GIVEN INFORMATION >>
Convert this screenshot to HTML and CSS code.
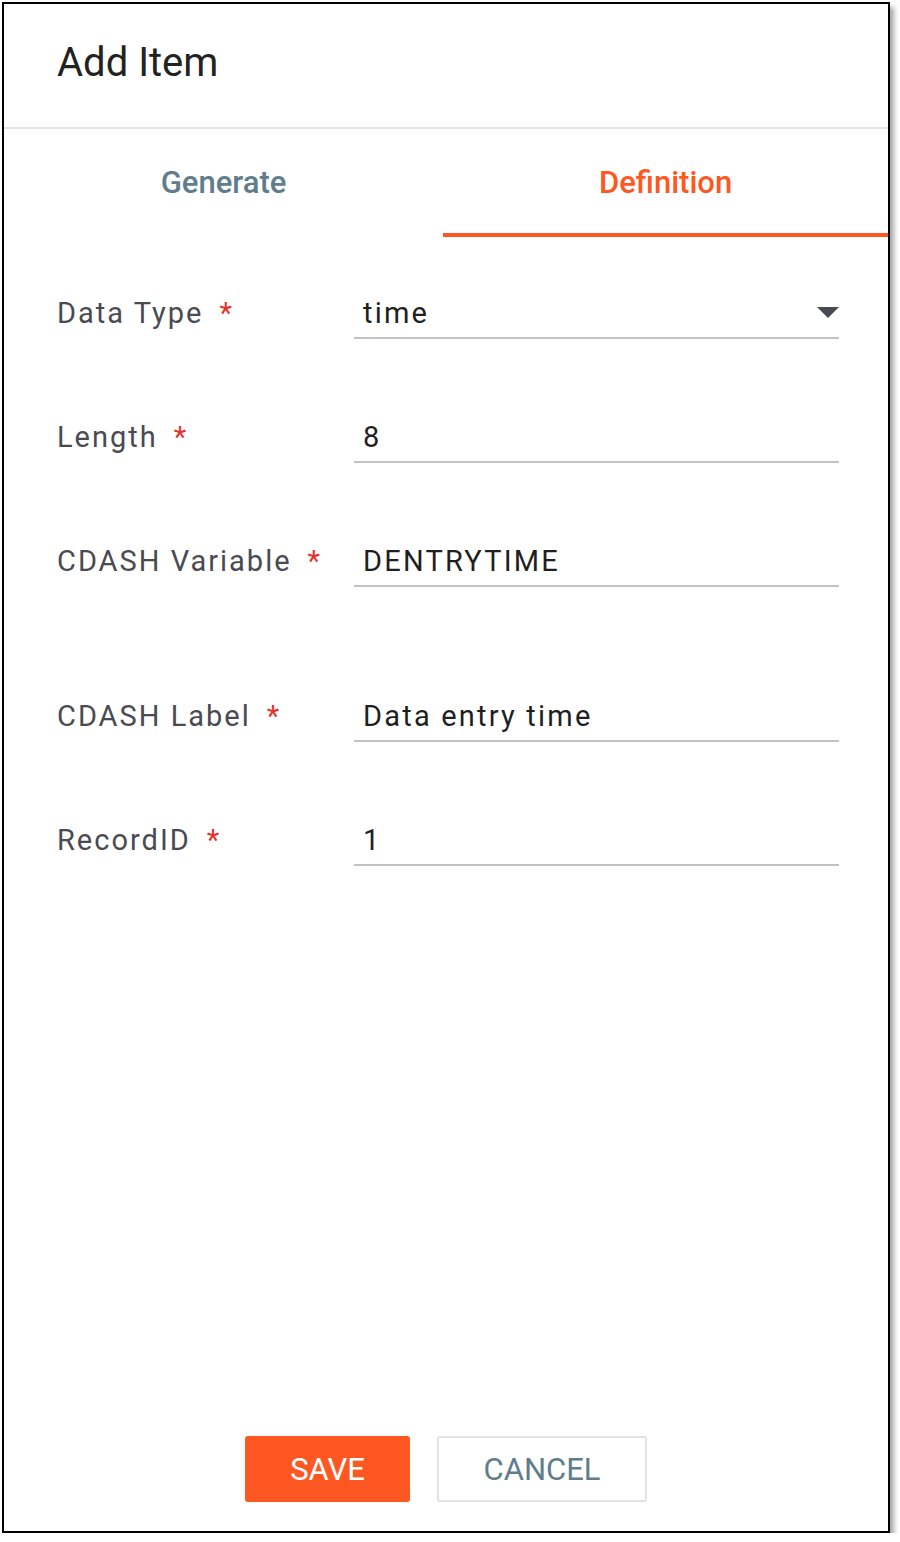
FILE: index.html
```html
<!DOCTYPE html>
<html lang="en">
<head>
<meta charset="utf-8">
<title>Add Item</title>
<link rel="stylesheet" href="styles.css">
</head>
<body>
<div class="panel">
  <header class="panel-header">
    <h1 class="panel-title">Add Item</h1>
  </header>
  <nav class="tabs">
    <div class="tab">Generate</div>
    <div class="tab tab-active">Definition</div>
  </nav>
  <form class="form">
    <div class="field">
      <label class="field-label">Data Type<span class="req">*</span></label>
      <div class="field-input field-select">
        <span class="field-value">time</span>
        <svg class="caret" width="22" height="11" viewBox="0 0 22 11"><path d="M0 0 L22 0 L11 11 Z" fill="#4a4a52"/></svg>
      </div>
    </div>
    <div class="field">
      <label class="field-label">Length<span class="req">*</span></label>
      <div class="field-input"><span class="field-value">8</span></div>
    </div>
    <div class="field field-spaced">
      <label class="field-label">CDASH Variable<span class="req">*</span></label>
      <div class="field-input"><span class="field-value">DENTRYTIME</span></div>
    </div>
    <div class="field">
      <label class="field-label">CDASH Label<span class="req">*</span></label>
      <div class="field-input"><span class="field-value">Data entry time</span></div>
    </div>
    <div class="field">
      <label class="field-label">RecordID<span class="req">*</span></label>
      <div class="field-input"><span class="field-value">1</span></div>
    </div>
  </form>
  <footer class="actions">
    <button class="btn btn-primary" type="button">SAVE</button>
    <button class="btn btn-secondary" type="button">CANCEL</button>
  </footer>
</div>
</body>
</html>
```

FILE: styles.css
```css
html, body {
  margin: 0;
  padding: 0;
  background: #ffffff;
}

body {
  font-family: Roboto, "Liberation Sans", Arial, sans-serif;
}

.panel {
  box-sizing: border-box;
  width: 888px;
  height: 1531px;
  margin: 2px 0 0 2px;
  border: 2px solid #000000;
  background: #ffffff;
  box-shadow: 4px 5px 5px rgba(0, 0, 0, 0.35);
  display: flex;
  flex-direction: column;
}

.panel-header {
  box-sizing: border-box;
  height: 125px;
  border-bottom: 2px solid #e2e2e2;
  padding: 0 0 6px 53px;
  display: flex;
  align-items: center;
}

.panel-title {
  margin: 0;
  font-size: 40px;
  font-weight: 400;
  color: #222222;
  line-height: 48px;
}

.tabs {
  display: flex;
  height: 108px;
}

.tab {
  flex: 1;
  display: flex;
  align-items: center;
  justify-content: center;
  font-size: 31px;
  font-weight: 500;
  color: #5f7d8c;
  border-bottom: 4px solid transparent;
  box-sizing: border-box;
  padding-top: 2px;
}

.tab-active {
  color: #ff5722;
  border-bottom-color: #ff5722;
  flex-basis: 0;
  flex-grow: 1.013;
}

.form {
  flex: 1;
  padding: 56px 49px 0 53px;
  display: flex;
  flex-direction: column;
  gap: 78px;
}

.field {
  display: flex;
  align-items: flex-end;
}

.field-spaced {
  margin-bottom: 31px;
}

.field-label {
  width: 297px;
  flex: none;
  font-size: 29px;
  line-height: 40px;
  padding-bottom: 6px;
  color: #4a4a52;
  letter-spacing: 2px;
}

.req {
  color: #e8302a;
  margin-left: 16px;
}

.field-input {
  flex: 1;
  display: flex;
  height: 44px;
  padding: 0 0 0 9px;
  border-bottom: 2px solid #c2c2c2;
  align-items: flex-end;
}

.field-value {
  font-size: 29px;
  line-height: 40px;
  padding-bottom: 4px;
  color: #1f1f1f;
  letter-spacing: 2.2px;
}

.field-select {
  justify-content: space-between;
}

.caret {
  align-self: center;
  margin-bottom: 6px;
}

.actions {
  display: flex;
  justify-content: center;
  gap: 27px;
  padding-bottom: 29px;
}

.btn {
  height: 66px;
  box-sizing: border-box;
  border-radius: 3px;
  font-family: Roboto, "Liberation Sans", Arial, sans-serif;
  font-size: 31px;
  font-weight: 400;
  cursor: pointer;
}

.btn-primary {
  width: 165px;
  background: #ff5722;
  color: #ffffff;
  border: none;
}

.btn-secondary {
  width: 210px;
  background: #ffffff;
  color: #5f7d8c;
  border: 2px solid #e2e2e2;
}
```
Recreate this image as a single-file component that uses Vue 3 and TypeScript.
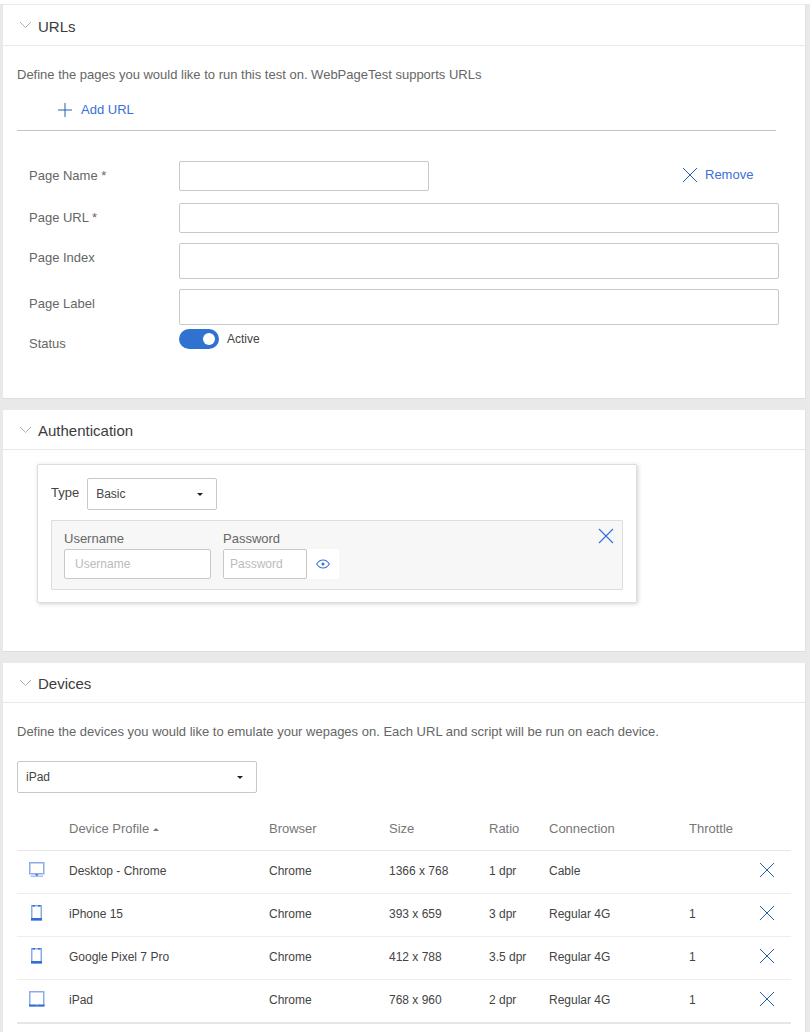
<script setup lang="ts">
interface Device { name: string; size: string; ratio: string; conn: string; throttle: string; kind: 'desktop' | 'phone' | 'tablet' }
const devices: Device[] = [
  { name: 'Desktop - Chrome', size: '1366 x 768', ratio: '1 dpr', conn: 'Cable', throttle: '', kind: 'desktop' },
  { name: 'iPhone 15', size: '393 x 659', ratio: '3 dpr', conn: 'Regular 4G', throttle: '1', kind: 'phone' },
  { name: 'Google Pixel 7 Pro', size: '412 x 788', ratio: '3.5 dpr', conn: 'Regular 4G', throttle: '1', kind: 'phone' },
  { name: 'iPad', size: '768 x 960', ratio: '2 dpr', conn: 'Regular 4G', throttle: '1', kind: 'tablet' },
]
</script>

<template>
  <div class="page">
    <section class="panel urls">
      <header class="head">
        <svg class="chev" width="14" height="8" viewBox="0 0 14 8"><path d="M1 1l5.500 5.500L12 1" /></svg>
        <h2>URLs</h2>
      </header>
      <div class="body">
        <p class="desc">Define the pages you would like to run this test on. WebPageTest supports URLs</p>
        <div class="add">
          <svg width="14" height="14" viewBox="0 0 14 14" class="ic-x"><path d="M7 0v14M0 7h14" /></svg>
          <span class="link">Add URL</span>
        </div>
        <hr class="rule" />
        <div class="form">
          <div class="row r1">
            <label>Page Name *</label>
            <input class="in short" type="text" />
            <div class="remove">
              <svg width="16" height="16" viewBox="0 0 16 16" class="ic-x"><path d="M1 1l14 14M15 1L1 15" /></svg>
              <span class="link">Remove</span>
            </div>
          </div>
          <div class="row r2">
            <label>Page URL *</label>
            <input class="in wide" type="text" />
          </div>
          <div class="row r3">
            <label>Page Index</label>
            <input class="in wide tall" type="text" />
          </div>
          <div class="row r4">
            <label>Page Label</label>
            <input class="in wide tall" type="text" />
          </div>
          <div class="row r5">
            <label>Status</label>
            <span class="toggle"><span class="knob"></span></span>
            <span class="active">Active</span>
          </div>
        </div>
      </div>
    </section>

    <section class="panel auth">
      <header class="head">
        <svg class="chev" width="14" height="8" viewBox="0 0 14 8"><path d="M1 1l5.500 5.500L12 1" /></svg>
        <h2>Authentication</h2>
      </header>
      <div class="card">
        <div class="type-row">
          <span class="type-label">Type</span>
          <div class="select type-select"><span>Basic</span><i class="caret"></i></div>
        </div>
        <div class="creds">
          <div class="field">
            <span class="f-label">Username</span>
            <input class="in cred user" type="text" placeholder="Username" />
          </div>
          <div class="field">
            <span class="f-label">Password</span>
            <div class="pw">
              <input class="in cred pass" type="text" placeholder="Password" />
              <span class="eye">
                <svg width="14" height="10" viewBox="0 0 14 10" fill="none" stroke="#3a70d8" stroke-width="1.1">
                  <path d="M.7 5C2.400 2.200 4.500 1 7 1s4.600 1.200 6.300 4C11.600 7.800 9.500 9 7 9S2.400 7.800.7 5z" />
                  <circle cx="7" cy="5" r="1.500" fill="#3a70d8" stroke="none" />
                </svg>
              </span>
            </div>
          </div>
          <svg class="creds-x" width="16" height="16" viewBox="0 0 16 16"><path d="M1 1l14 14M15 1L1 15" /></svg>
        </div>
      </div>
    </section>

    <section class="panel devices">
      <header class="head">
        <svg class="chev" width="14" height="8" viewBox="0 0 14 8"><path d="M1 1l5.500 5.500L12 1" /></svg>
        <h2>Devices</h2>
      </header>
      <div class="body">
        <p class="desc">Define the devices you would like to emulate your wepages on. Each URL and script will be run on each device.</p>
        <div class="select dev-select"><span>iPad</span><i class="caret"></i></div>
        <table class="tbl">
          <colgroup>
            <col style="width: 52px" /><col style="width: 200px" /><col style="width: 120px" /><col style="width: 100px" />
            <col style="width: 60px" /><col style="width: 140px" /><col style="width: 70px" /><col />
          </colgroup>
          <thead>
            <tr>
              <th></th>
              <th>Device Profile <i class="sort"></i></th>
              <th>Browser</th>
              <th>Size</th>
              <th>Ratio</th>
              <th>Connection</th>
              <th>Throttle</th>
              <th></th>
            </tr>
          </thead>
          <tbody>
            <tr v-for="d in devices" :key="d.name">
              <td class="ic-cell">
                <svg v-if="d.kind === 'desktop'" class="dev-ic" width="16" height="16" viewBox="0 0 16 16" fill="none">
                  <rect x=".75" y=".75" width="14" height="11" stroke="#8aaceb" stroke-width="1.500" />
                  <rect x="6.500" y="12" width="2.500" height="2" fill="#3f78d6" />
                  <rect x="1.500" y="13.500" width="12.500" height="1.500" fill="#a9c2f0" />
                </svg>
                <svg v-else-if="d.kind === 'phone'" class="dev-ic phone" width="11" height="16" viewBox="0 0 11 16" fill="none">
                  <rect x=".75" y=".75" width="9.500" height="14" stroke="#8aaceb" stroke-width="1.500" />
                  <rect x="0" y="13" width="11" height="2.500" fill="#2f6ed2" />
                  <rect x="1.500" y="0" width="2.500" height="1.500" fill="#2f6ed2" />
                  <rect x="7" y="0" width="2.500" height="1.500" fill="#2f6ed2" />
                </svg>
                <svg v-else class="dev-ic" width="16" height="16" viewBox="0 0 16 16" fill="none">
                  <rect x=".75" y=".75" width="14" height="14" stroke="#8aaceb" stroke-width="1.500" />
                  <rect x="0" y="13.500" width="15.500" height="2" fill="#2f6ed2" />
                  <rect x="7" y="13.500" width="1.500" height="1" fill="#a9c2f0" />
                </svg>
              </td>
              <td>{{ d.name }}</td>
              <td>Chrome</td>
              <td>{{ d.size }}</td>
              <td>{{ d.ratio }}</td>
              <td>{{ d.conn }}</td>
              <td>{{ d.throttle }}</td>
              <td class="x-cell">
                <svg width="16" height="16" viewBox="0 0 16 16" class="ic-x"><path d="M1 1l14 14M15 1L1 15" /></svg>
              </td>
            </tr>
          </tbody>
        </table>
      </div>
    </section>
  </div>
</template>

<style>
html, body { background: #fff; overflow: hidden; }
</style>

<style scoped>
.page {
  margin-top: 4px;
  height: 1028px;
  box-sizing: border-box;
  padding: 1px 5px 0 3px;
  background: #e9e9e9;
  overflow: hidden;
  font-family: "Liberation Sans", Arial, sans-serif;
  font-size: 13px;
  color: #666;
}
.panel { background: #fff; margin-bottom: 12px; box-shadow: 0 1px 0 #ddd, 1px 0 0 #e2e2e2; }
.urls { height: 393px; }
.auth { height: 241px; }
.devices { height: 380px; }
.head {
  height: 39px;
  display: flex;
  align-items: center;
  padding-left: 16px;
  border-bottom: 1px solid #e9e9e9;
}
.urls .head { height: 40px; }
.chev { fill: none; stroke: #b0b0b0; stroke-width: 1; flex: none; }
.head h2 { margin: 2px 0 0 5px; font-size: 15px; font-weight: 400; color: #3c3c3c; }
.body { padding: 0 14px; }
.desc { margin: 0; line-height: 16px; font-size: 13px; color: #666; padding-top: 21px; }
.add { display: flex; align-items: center; gap: 9px; padding-left: 41px; margin-top: 19px; height: 16px; }
.link { color: #3a70d8; font-size: 13px; line-height: 16px; }
.ic-x { fill: none; stroke: #2160b4; stroke-width: 1; flex: none; }
.rule { border: 0; border-top: 1px solid #c4c4c4; margin: 12px 15px 0 0; }
.form { margin-top: 30px; }
.row { display: flex; align-items: flex-start; }
.row label { width: 150px; padding-left: 12px; flex: none; font-size: 13px; line-height: 16px; color: #666; padding-top: 7px; }
.in {
  display: block;
  box-sizing: border-box;
  border: 1px solid #c8c8c8;
  border-radius: 2px;
  background: #fff;
  padding: 0;
  margin: 0;
  outline: none;
  font-family: inherit;
}
.short { width: 250px; height: 30px; }
.wide { width: 600px; height: 30px; }
.wide.tall { height: 36px; }
.r2 { margin-top: 12px; }
.r3 { margin-top: 10px; }
.r4 { margin-top: 10px; }
.r5 { margin-top: 4px; }
.remove { display: flex; align-items: center; gap: 7px; margin: 6px 0 0 253px; }
.toggle { width: 40px; height: 20px; border-radius: 10px; background: #3072d0; position: relative; flex: none; }
.knob { position: absolute; width: 12px; height: 12px; border-radius: 50%; background: #fff; right: 4px; top: 4px; }
.active { margin-left: 8px; font-size: 12px; line-height: 20px; color: #444; }

.card {
  margin: 14px 0 0 34px;
  width: 600px;
  height: 139px;
  box-sizing: border-box;
  border: 1px solid #ddd;
  border-radius: 1px;
  box-shadow: 1px 1px 4px rgba(0, 0, 0, .18);
  padding: 13px 13px 0;
}
.type-row { display: flex; align-items: center; gap: 8px; }
.type-label { color: #444; font-size: 13px; margin-top: -3px; }
.select {
  display: flex;
  align-items: center;
  justify-content: space-between;
  box-sizing: border-box;
  border: 1px solid #c8c8c8;
  border-radius: 2px;
  background: #fff;
  font-size: 12px;
  color: #444;
}
.type-select { width: 130px; height: 32px; padding: 0 13px 0 8px; }
.dev-select { width: 240px; height: 32px; margin-top: 21px; padding: 0 13px 0 8px; }
.caret { width: 0; height: 0; border: 3px solid transparent; border-top: 3px solid #222; border-bottom: 0; }
.creds {
  position: relative;
  margin-top: 10px;
  height: 70px;
  box-sizing: border-box;
  border: 1px solid #ddd;
  border-radius: 1px;
  background: #f7f7f7;
  padding: 10px 12px 0;
  display: flex;
  gap: 12px;
}
.field { display: flex; flex-direction: column; }
.f-label { font-size: 13px; line-height: 15px; color: #666; margin-bottom: 3px; }
.cred { height: 30px; font-size: 12px; background: #fff; }
.cred::placeholder { color: #bbb; opacity: 1; }
.user { width: 147px; padding-left: 10px; }
.pass { width: 84px; padding-left: 6px; }
.pw { display: flex; }
.eye { width: 32px; height: 30px; background: #fff; display: flex; align-items: center; justify-content: center; }
.creds-x { position: absolute; right: 8px; top: 7px; fill: none; stroke: #3a70d8; stroke-width: 1.200; }

.tbl { table-layout: fixed; width: 774px; border-collapse: collapse; margin-top: 14px; }
.tbl th {
  height: 43px;
  padding: 0;
  text-align: left;
  font-weight: 400;
  font-size: 13px;
  color: #777;
  border-bottom: 1px solid #e6e6e6;
}
.sort { display: inline-block; width: 0; height: 0; border: 3px solid transparent; border-bottom: 3px solid #777; border-top: 0; vertical-align: 2px; }
.tbl td {
  height: 40px;
  padding: 0 0 2px;
  font-size: 12px;
  color: #444;
  border-bottom: 1px solid #eee;
}
.tbl tbody tr:last-child td { border-bottom: 2px solid #e6e6e6; }
.dev-ic { display: block; margin-left: 12px; margin-top: -3px; }
.dev-ic.phone { margin-left: 14px; }
.x-cell svg { display: block; margin-top: -3px; }
</style>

GIVEN INSTRUCTION >>
Copy all lines of the material above where the string "this" occurs.

RESPONSE TO THE EXERCISE >>
Convert this screenshot to HTML and CSS code.
Recreate this image as a single-file component that uses Vue 3 and TypeScript.
        <p class="desc">Define the pages you would like to run this test on. WebPageTest supports URLs</p>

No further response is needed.